1. A method for recognizing a disruption in traffic of vehicles travelling in a road sector of a road that has a certain road sector length, wherein a beginning traffic sensor is arranged at a beginning measurement cross-section at a beginning of said sector and an end traffic sensor is arranged at an end measurement cross-section at an end of said sector,

said method comprising, in a plurality of successive finite measurement time intervals:

(a) using a signal provided by said beginning traffic sensor, determining an average beginning vehicle speed and an average beginning traffic flow of vehicles passing said beginning measurement cross-section, averaged over a respective present one of said time intervals;

(b) calculating a prognosis value of an expected end traffic flow of vehicles passing said end measurement cross-section during said respective present time interval, from said average beginning vehicle speed, said average beginning traffic flow, said road sector length, an assumed time distribution of vehicles in said respective present time interval, and an assumed progression of speed of vehicles while travelling through said road sector, comprising:

(b1) determining an expected transit time, from said road sector length, said average beginning vehicle speed, and said assumed progression of speed,

(b2) from said expected transit time, identifying particular one or ones of said successive measurement time intervals during which vehicles sensed by said beginning traffic sensor during said respective present time interval will pass said end measurement cross-section,

(b3) determining proportion factors for apportioning said average beginning traffic flow to said particular one or ones of said time intervals identified in said step (b2), and

(b4) calculating said prognosis value for said respective present time interval by multiplying said proportion factors with corresponding ones of said average beginning traffic flow for said particular one or ones of said time intervals identified in said step (b2), to provide expected traffic flow products, and then summing said expected traffic flow products over said respective present time interval and all previous ones of said time intervals;

(c) using a signal provided by said end traffic sensor, determining an average end traffic flow of vehicles passing said end measurement cross-section, averaged over said respective present time interval;

(d) determining a respective traffic flow difference value by comparing said prognosis value and said average end traffic flow;

(e) summing said respective traffic flow difference value as determined for said respective present time interval and for all previous ones of said time intervals to determine an excess number of vehicles remaining in said road sector;

(f) triggering a traffic disruption message if said excess number of vehicles remaining in said road sector exceeds a threshold value; and

(g) repeating said steps (a) to (f) for each of said successive time intervals.

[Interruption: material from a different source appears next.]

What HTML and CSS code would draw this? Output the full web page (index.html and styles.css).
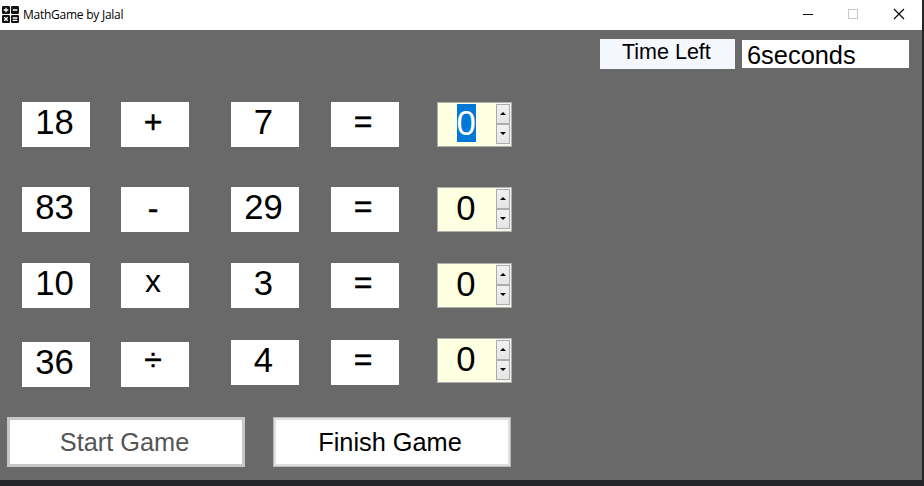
FILE: index.html
```html
<!DOCTYPE html>
<html lang="en">
<head>
<meta charset="utf-8">
<title>MathGame by Jalal</title>
<link rel="stylesheet" href="styles.css">
</head>
<body>
<div class="window">
  <header class="titlebar">
    <svg class="app-icon" width="17" height="17" viewBox="0 0 17 17">
      <g fill="#111"><rect x="0" y="0" width="8" height="8" rx="1.3"/><rect x="9" y="0" width="8" height="8" rx="1.3"/><rect x="0" y="9" width="8" height="8" rx="1.3"/><rect x="9" y="9" width="8" height="8" rx="1.3"/></g>
      <path d="M4 1.7v4.6M1.7 4h4.6M10.7 4h4.6M2.3 11.3l3.4 3.4M5.7 11.3l-3.4 3.4M10.7 12h4.6M10.7 14.3h4.6" stroke="#fff" stroke-width="1.3"/>
    </svg>
    <span class="title">MathGame by Jalal</span>
    <svg class="controls" width="110" height="12" viewBox="0 0 110 12" fill="none">
      <path d="M0 6.5h10" stroke="#000"/>
      <rect x="45.5" y="1.5" width="9" height="9" stroke="#c8c8c8"/>
      <path d="M91 1l10 10M101 1l-10 10" stroke="#000" stroke-width="1.1"/>
    </svg>
  </header>
  <main class="form">
    <div class="timer">
      <div class="time-label">Time Left</div>
      <div class="time-value">6seconds</div>
    </div>
    <div class="problems">
      <div class="cell">18</div><div class="cell op">+</div><div class="cell">7</div><div class="cell op equals">=</div>
      <div class="spinner"><span class="value"><span class="selected">0</span></span><span class="arrows"><i class="up"></i><i class="down"></i></span></div>

      <div class="cell">83</div><div class="cell op minus">-</div><div class="cell">29</div><div class="cell op equals">=</div>
      <div class="spinner"><span class="value">0</span><span class="arrows"><i class="up"></i><i class="down"></i></span></div>

      <div class="cell">10</div><div class="cell op times">x</div><div class="cell">3</div><div class="cell op equals">=</div>
      <div class="spinner"><span class="value">0</span><span class="arrows"><i class="up"></i><i class="down"></i></span></div>

      <div class="cell lowered">36</div><div class="cell op divide lowered">÷</div><div class="cell">4</div><div class="cell op equals">=</div>
      <div class="spinner raised"><span class="value">0</span><span class="arrows"><i class="up"></i><i class="down"></i></span></div>
    </div>
    <div class="actions">
      <button class="start" disabled>Start Game</button>
      <button class="finish">Finish Game</button>
    </div>
  </main>
</div>
</body>
</html>
```
FILE: styles.css
```css
* { box-sizing: border-box; }
body {
  margin: 0;
  width: 924px;
  height: 486px;
  overflow: hidden;
  background: #252528;
  font-family: "Liberation Sans", Arial, sans-serif;
  color: #000;
}
.window { width: 922px; height: 480px; background: #696969; }
.titlebar {
  display: flex;
  align-items: center;
  height: 30px;
  padding: 0 18px 2px 2px;
  background: #fff;
}
.title {
  margin-left: 4px;
  font: 12px/16px "Open Sans", "Noto Sans", sans-serif;
  letter-spacing: -0.25px;
  padding-top: 2px;
}
.controls { margin-left: auto; width: 110px; margin-right: -9px; }
.form { height: 450px; padding-top: 9px; }
.timer { display: flex; gap: 7px; margin-left: 600px; height: 30px; }
.time-label {
  width: 135px;
  height: 30px;
  padding-left: 22px;
  background: #f4f7fe;
  font-size: 21.5px;
  line-height: 27px;
}
.time-value {
  width: 167px;
  height: 28px;
  margin-top: 1px;
  padding-left: 5px;
  background: #fff;
  font-size: 25.4px;
  line-height: 31px;
}
.problems {
  display: grid;
  grid-template-columns: 99px 110px 100px 106px 75px;
  grid-template-rows: 85px 76px 77px 45px;
  margin: 33px 0 0 22px;
}
.cell {
  width: 68px;
  height: 45px;
  padding-right: 3px;
  background: #fff;
  font-size: 34.67px;
  line-height: 40px;
  text-align: center;
}
.op {
  padding-right: 4px;
  font-size: 32px;
  line-height: 40px;
  -webkit-text-stroke: 0.4px #000;
}
.equals { line-height: 39px; }
.minus { line-height: 43px; }
.times { line-height: 37px; -webkit-text-stroke: 0; }
.divide { line-height: 34px; }
.lowered { margin-top: 2px; }
.raised { margin-top: -2px; }
.spinner {
  display: flex;
  width: 75px;
  height: 45px;
  border: 1px solid #aeb0ac;
  background: #f6f6f1;
}
.value {
  width: 58px;
  padding-right: 2px;
  background: #ffffe1;
  font-size: 34.67px;
  line-height: 41px;
  text-align: center;
}
.selected {
  display: block;
  width: 19px;
  height: 38px;
  margin: 1px auto 0;
  line-height: 39px;
  background: #0078d7;
  color: #fff;
}
.arrows { display: flex; flex-direction: column; width: 15px; padding: 1px 1px 2px 0; }
.arrows i {
  display: flex;
  align-items: center;
  justify-content: center;
  width: 14px;
  height: 20px;
  padding: 0 1px 2px 0;
  border: 1px solid #acacac;
  background: linear-gradient(#f1f1f1, #e5e5e5);
}
.arrows i::after { content: ""; border: 3px solid transparent; }
.arrows .up::after { border-top: 0; border-bottom-color: #000; }
.arrows .down::after { border-bottom: 0; border-top-color: #000; }
.actions { display: flex; gap: 28px; margin: 32px 0 0 7px; }
.actions button {
  width: 238px;
  height: 50px;
  padding: 0 3px 0 0;
  border: 3px solid #c7c7c7;
  background: #fff;
  font: 25.33px/44px "Liberation Sans", Arial, sans-serif;
  color: #000;
}
.actions .start { color: #555; }
.actions .finish { padding-right: 4px; border-color: #dedede; outline: 1px solid #b9b9b9; outline-offset: -1px; }
```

2. The method of claim 1, wherein each said measurement cross-section encompasses all lanes of traffic that are available for travel in one direction in said road sector.

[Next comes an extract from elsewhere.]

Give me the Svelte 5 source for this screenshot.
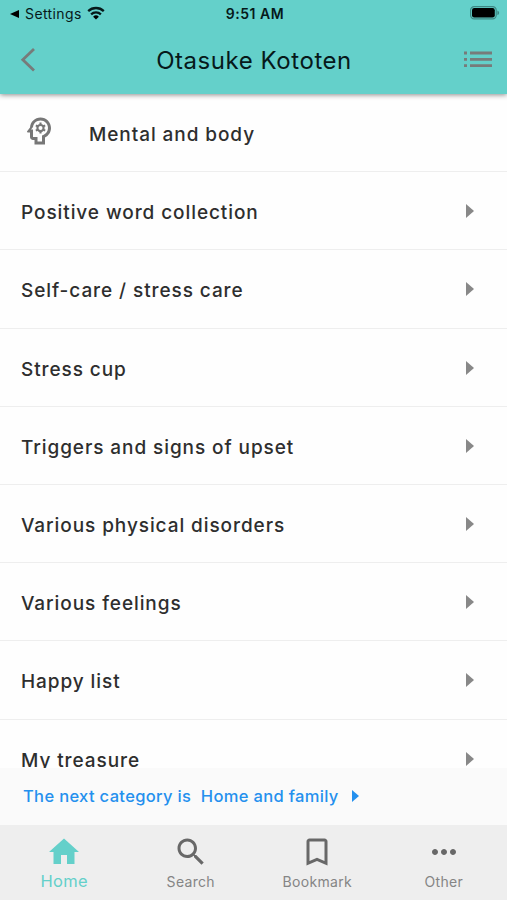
<script lang="ts">
	const topics = [
		"Positive word collection",
		"Self-care / stress care",
		"Stress cup",
		"Triggers and signs of upset",
		"Various physical disorders",
		"Various feelings",
		"Happy list",
		"My treasure",
	];

	const tabs = ["Home", "Search", "Bookmark", "Other"];

	let activeTab = $state("Home");
</script>

<div class="app">
	<header class="header">
		<div class="status">
			<div class="status-left">
				<svg class="status-back" viewBox="0 0 10 8"><path d="M0 4 9 0v8z" /></svg>
				<span class="status-app">Settings</span>
				<svg class="status-wifi" viewBox="0 0 18 14">
					<path class="wave" d="M1.2 5.1a11.3 11.3 0 0 1 15.6 0M4.1 8.3a7.1 7.1 0 0 1 9.8 0" />
					<path d="M9 13.6 6.1 10.7a4.2 4.2 0 0 1 5.8 0z" />
				</svg>
			</div>
			<span class="status-time">9:51 AM</span>
			<svg class="status-battery" viewBox="0 0 30 14">
				<rect class="battery-shell" x=".6" y=".6" width="25.6" height="12.3" rx="3.6" />
				<rect x="2" y="2" width="22.8" height="9.5" rx="2.2" />
				<path class="battery-tip" d="M27.4 4.4c2.3.9 2.3 3.8 0 4.7z" />
			</svg>
		</div>
		<div class="bar">
			<button class="bar-button" aria-label="Back">
				<svg class="icon-back" viewBox="0 0 16 26"><path d="M14 2 2.8 12.8 14 23.6" /></svg>
			</button>
			<h1 class="bar-title">Otasuke Kototen</h1>
			<button class="bar-button" aria-label="Menu">
				<svg class="icon-menu" viewBox="0 0 28 17">
					<path d="M0 2h3M6 2h22M0 8.4h3M6 8.4h22M0 14.6h3M6 14.6h22" />
				</svg>
			</button>
		</div>
	</header>

	<main class="content">
		<div class="row category">
			<svg class="category-icon" viewBox="0 0 24 24">
				<path fill-rule="evenodd" d="M13 3C9.25 3 6.2 5.94 6.02 9.64L4.1 12.2c-.25.33-.01.8.4.8H6v3c0 1.1.9 2 2 2h1v3h7v-4.68c2.36-1.12 4-3.53 4-6.32 0-3.87-3.13-7-7-7zm1.88 11.63-.88.42V19h-3v-3H8v-5H6.7L8 9.3C8.3 6.9 10.4 5 13 5c2.76 0 5 2.24 5 5 0 2.09-1.29 3.88-3.12 4.63z" />
				<circle class="gear" cx="13" cy="10" r="2.05" />
				<path class="gear-teeth" d="M13 6.4v1.5M13 12.1v1.5M9.9 8.2l1.3.75M14.8 11.05l1.3.75M9.9 11.8l1.3-.75M14.8 8.95l1.3-.75" />
			</svg>
			<span>Mental and body</span>
		</div>
		{#each topics as topic}
			<button class="row">
				<span>{topic}</span>
				<svg class="row-arrow" viewBox="0 0 8 14"><path d="M0 0 8 7 0 14z" /></svg>
			</button>
		{/each}
	</main>

	<button class="next">
		<span>The next category is&nbsp; Home and family</span>
		<svg class="next-arrow" viewBox="0 0 7 12"><path d="M0 0 7 6 0 12z" /></svg>
	</button>

	<nav class="tabs">
		{#each tabs as tab}
			<button class="tab" class:active={activeTab === tab} onclick={() => activeTab = tab}>
				<svg class="tab-icon" viewBox="0 0 24 24">
					{#if tab === "Home"}
						<path d="M10 20v-6h4v6h5v-8h3L12 3 2 12h3v8z" />
					{:else if tab === "Search"}
						<path d="M15.5 14h-.79l-.28-.27C15.41 12.59 16 11.11 16 9.5 16 5.91 13.09 3 9.5 3S3 5.91 3 9.5 5.91 16 9.5 16c1.61 0 3.09-.59 4.23-1.57l.27.28v.79l5 4.99L20.49 19l-4.99-5zm-6 0C7.01 14 5 11.99 5 9.5S7.01 5 9.5 5 14 7.01 14 9.5 11.99 14 9.5 14z" />
					{:else if tab === "Bookmark"}
						<path d="M17 3H7c-1.1 0-1.99.9-1.99 2L5 21l7-3 7 3V5c0-1.1-.9-2-2-2zm0 15-5-2.18L7 18V5h10v13z" />
					{:else}
						<path d="M6 10c-1.1 0-2 .9-2 2s.9 2 2 2 2-.9 2-2-.9-2-2-2zm12 0c-1.1 0-2 .9-2 2s.9 2 2 2 2-.9 2-2-.9-2-2-2zm-6 0c-1.1 0-2 .9-2 2s.9 2 2 2 2-.9 2-2-.9-2-2-2z" />
					{/if}
				</svg>
				<span class="tab-label">{tab}</span>
			</button>
		{/each}
	</nav>
</div>

<style>
	:global(body) {
		margin: 0;
	}

	.app {
		background: #fefefe;
		color: #2e2e2e;
		display: flex;
		flex-direction: column;
		font-family: Inter, "Liberation Sans", sans-serif;
		height: 900px;
		overflow: hidden;
		width: 507px;
	}

	button {
		background: none;
		border: none;
		color: inherit;
		cursor: pointer;
		font: inherit;
		letter-spacing: inherit;
		padding: 0;
	}

	svg {
		display: block;
		flex: none;
	}

	.header {
		background: #64d0ca;
		box-shadow: 0 1px 5px rgba(0, 0, 0, .45);
		color: #06191a;
		flex: none;
		height: 94px;
		z-index: 1;
	}

	.status {
		align-items: center;
		display: grid;
		grid-template-columns: 1fr auto 1fr;
		height: 27px;
		padding: 0 7px 0 10px;
	}

	.status-left {
		align-items: center;
		display: flex;
	}

	.status-back {
		height: 8px;
		width: 10px;
	}

	.status-app {
		font-size: 14px;
		letter-spacing: .4px;
		margin-left: 5px;
	}

	.status-wifi {
		height: 14px;
		margin: -1px 0 0 5px;
		width: 18px;
	}

	.wave {
		fill: none;
		stroke: #06191a;
		stroke-width: 2.3;
	}

	.status-time {
		font-size: 14px;
		font-weight: 600;
		letter-spacing: .5px;
	}

	.status-battery {
		height: 14px;
		justify-self: end;
		margin-top: -1px;
		width: 30px;
	}

	.battery-shell {
		fill: none;
		stroke: #3d8884;
		stroke-width: 1.2;
	}

	.battery-tip {
		fill: #3d8884;
	}

	.bar {
		align-items: center;
		display: grid;
		grid-template-columns: 1fr auto 1fr;
		height: 65px;
		padding: 0 15px 0 20px;
	}

	.bar-button {
		justify-self: start;
		stroke: #777b7a;
	}

	.bar-button:last-child {
		justify-self: end;
	}

	.icon-back {
		fill: none;
		height: 26px;
		stroke-width: 2.8;
		width: 16px;
	}

	.icon-menu {
		height: 17px;
		stroke-width: 2.8;
		width: 28px;
	}

	.bar-title {
		font-size: 24px;
		font-weight: 400;
		letter-spacing: .55px;
		margin: 0;
		padding: 1px 4px 0 0;
	}

	.content {
		flex: 1;
		min-height: 0;
		overflow: hidden;
	}

	.row {
		align-items: center;
		border-bottom: 1px solid #eee;
		box-sizing: border-box;
		display: flex;
		font-size: 19px;
		font-weight: 500;
		height: 78.2px;
		justify-content: space-between;
		letter-spacing: .92px;
		padding: 4px 33px 0 21px;
		text-align: left;
		width: 100%;
	}

	.category {
		gap: 32px;
		justify-content: flex-start;
	}

	.category-icon {
		fill: #777;
		height: 36px;
		margin-top: -7px;
		width: 36px;
	}

	.gear, .gear-teeth {
		fill: none;
		stroke: #777;
		stroke-width: 1.4;
	}

	.row-arrow {
		fill: #888;
		height: 14px;
		margin-top: -3px;
		width: 8px;
	}

	.next {
		align-items: center;
		background: #fafafa;
		color: #2490ee;
		display: flex;
		flex: none;
		font-size: 16.5px;
		font-weight: 500;
		height: 57px;
		letter-spacing: .34px;
		padding: 0 23px 1px;
	}

	.next-arrow {
		fill: #2490ee;
		height: 12px;
		margin-left: 13px;
		width: 7px;
	}

	.tabs {
		background: #eee;
		display: flex;
		flex: none;
		height: 75px;
	}

	.tab {
		align-items: center;
		color: #858585;
		display: flex;
		flex: 1;
		flex-direction: column;
		font-size: 14px;
		letter-spacing: .3px;
		padding-top: 9px;
	}

	.tab-icon {
		fill: #686868;
		height: 36px;
		width: 36px;
	}

	.tab-label {
		line-height: 20px;
		margin-top: 2px;
	}

	.active {
		color: #64d0ca;
		font-size: 16.5px;
		padding-left: 1px;
	}

	.active .tab-icon {
		fill: #64d0ca;
	}

	.active .tab-label {
		margin-top: 1px;
	}
</style>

3. The method of claim 1, wherein said road sector has plural lanes of traffic for one direction of travel, said step (b) of calculating said prognosis value is carried out separately for each one of said plural lanes of traffic to provide a plurality of single-lane prognosis values, and said step (d) further comprises summing all of said single-lane prognosis values for said one direction of travel to provide a total prognosis value, which is then compared with said average end traffic flow to determine said traffic flow difference value.

4. The method of claim 3, wherein said step (f) comprises evaluating said excess number of vehicles and at least one value describing a traffic condition as respective inputs in a fuzzy logic circuit, and releasing an output signal from said fuzzy logic circuit to trigger said traffic disruption message.

5. The method of claim 1, wherein said step (f) comprises evaluating said excess number of vehicles and at least one value describing a traffic condition as respective inputs in a fuzzy logic circuit, and releasing an output signal from said fuzzy logic circuit to trigger said traffic disruption message.

6. The method of claim 5, wherein at least one of said sensors makes an erroneous detection at at least one of said measurement cross-sections, and wherein said fuzzy logic circuit takes into account describable uncertainties regarding said erroneous detection.

7. The method of claim 6, wherein said step (f) comprises triggering a selected one of a plurality of disruption messages corresponding to a plurality of different disruption situations, and wherein said output signal from said fuzzy logic circuit particularly triggers said selected disruption message.

8. The method of claim 5, wherein said step (f) comprises triggering a selected one of a plurality of disruption messages corresponding to a plurality of different disruption situations, and wherein said output signal from said fuzzy logic circuit particularly triggers said selected disruption message.

9. The method of claim 8, wherein said assumed progression of speed of vehicles is determined by means of fuzzy logic.

10. The method of claim 9, wherein said vehicles include trucks and other vehicles, further comprising a step of determining an average total traffic flow and an average truck traffic flow using a signal provided by said beginning traffic sensor, and calculating a truck proportion as said truck traffic flow divided by said total traffic flow, and wherein as long as said truck proportion exceeds a threshold value, said average beginning vehicle speed is an average beginning speed of only said trucks among said vehicles and said average beginning traffic flow is an average beginning traffic flow of only said trucks among said vehicles.

11. The method of claim 10, wherein said road includes a plurality of said road sectors arranged successively adjacent one another, wherein said end traffic sensor of a first one of said road sectors is simultaneously used as said beginning traffic sensor of a second one of said road sectors adjacently following said first road sector, and wherein said signal provided by said end traffic sensor of said first sector is simultaneously used as said signal provided by said beginning traffic sensor of said second sector.

12. The method of claim 1, wherein said road includes a plurality of said road sectors arranged successively adjacent one another, wherein said end traffic sensor of a first one of said road sectors is simultaneously used as said beginning traffic sensor of a second one of said road sectors adjacently following said first road sector, and wherein said signal provided by said end traffic sensor of said first sector is simultaneously used as said signal provided by said beginning traffic sensor of said second sector.

13. The method of claim 1, wherein said vehicles include trucks and other vehicles, further comprising a step of determining an average total traffic flow and an average truck traffic flow using a signal provided by said beginning traffic sensor, and calculating a truck proportion as said truck traffic flow divided by said total traffic flow, and wherein as long as said truck proportion exceeds a threshold value, said average beginning vehicle speed is an average beginning speed of only said trucks among said vehicles and said average beginning traffic flow is an average beginning traffic flow of only said trucks among said vehicles.

14. The method of claim 1, wherein said assumed progression of speed of vehicles is determined by means of fuzzy logic.